Среди этой гигантской продукции мало неудач. К его романам обращается в часы досуга весь мир. Никто не читал всех произведений Дюма (прочесть их так же невозможно, как написать), но весь земной шар читал Дюма… Если еще существует, говорили в 1850 году, на каком-нибудь необитаемом острове Робинзон Крузо, он наверняка сейчас читает «Трех мушкетеров». Следует добавить, что и весь мир и сама Франция знакомились с французской историей по романам Дюма. История эта не во всем верна, зато она далеко не во всем неверна и всегда полна самого захватывающего драматизма. «Заставляет ли Дюма думать? – Редко. – Мечтать? – Никогда. – Лихорадочно переворачивать страницы? – Всегда».

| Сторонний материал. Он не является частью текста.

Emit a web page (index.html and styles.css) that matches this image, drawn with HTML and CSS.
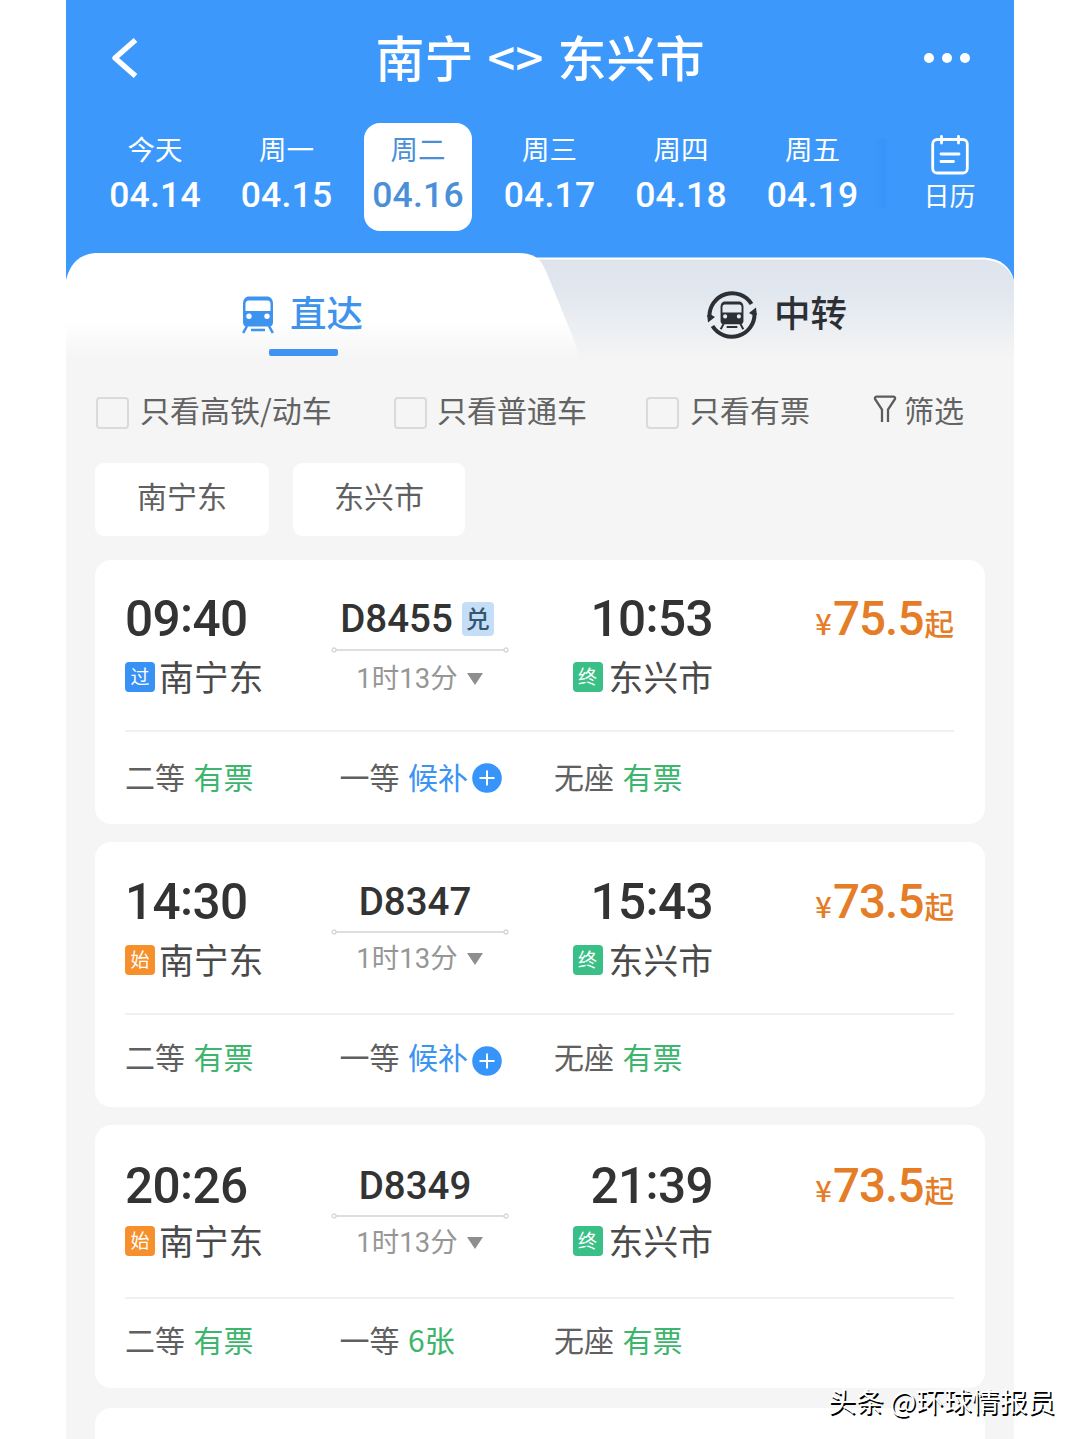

Успех рождает множество врагов. Дюма продолжал раздражать своим краснобайством, бахвальством, орденами и неуважением к законам республики изящной словесности. Казалось оскорбительным, что один-единственный писатель захватил все подвалы во всех газетах. Казалось непорядочным, что он содержит целый отряд анонимных соавторов – Фелисьена Мальфиля (обычно сотрудничавшего с Жорж Санд), Поля Мериса, Огюста Вакери (обычно сотрудничавшего с Гюго), Жерара де Нерваля, Анри Эскироса и, конечно же, Огюста Маке. Человек, заставляющий работать на себя «негров», никогда не вызывает ни уважения, ни симпатии – такое сотрудничество следует хотя бы облечь в какую-то приличную форму. Сент-Бев, например, никогда не смог бы завершить свой гигантский труд без помощи секретарей. Но в отличие от Дюма Сент-Бев сам уважал свой сан и заставлял других его уважать: его помощники казались не рабами или эксплуатируемыми, а служками, помогающими священнику при отправлении обряда.

А о Дюма все думали (и совершенно напрасно), что он покупает на 250 франков рукописей, с тем чтобы перепродать их за десять тысяч. Говорили, что Дюма, создав в начале своей карьеры фабрику пьес, присоединил к ней предприятие по производству романов. Во времена «Нельской башни» история с Гайярде вызвала много толков. Затем появилась статья Гранье де Кассаньяка, пробудившая подозрения публики. А в 1843 году некий молодой эрудит Луи де Ломени, которому его почтенные труды не принесли славы, опубликовал «Галерею знаменитых современников, написанную никчемным человеком». Он жаловался на этот «чудовищный колокол, который заглушает звон его маленького бубенчика»; он извергал громы и молнии против «этой литературной фабрики». Сент-Бев заклеймил «коммерческую литературу», Ломени писал: «Пораженный постыдной заразой индустриализма, этой язвой нашего века, господин Дюма, это можно и даже должно сказать, видно, телом и душой отдался культу золотого тельца. На афише какого только театра, пусть самого жалкого, в какой только лавчонке, торгующей литературной бакалеей, не красуется его имя? Физически невозможно, чтобы господин Дюма написал или продиктовал все, что появляется под его именем».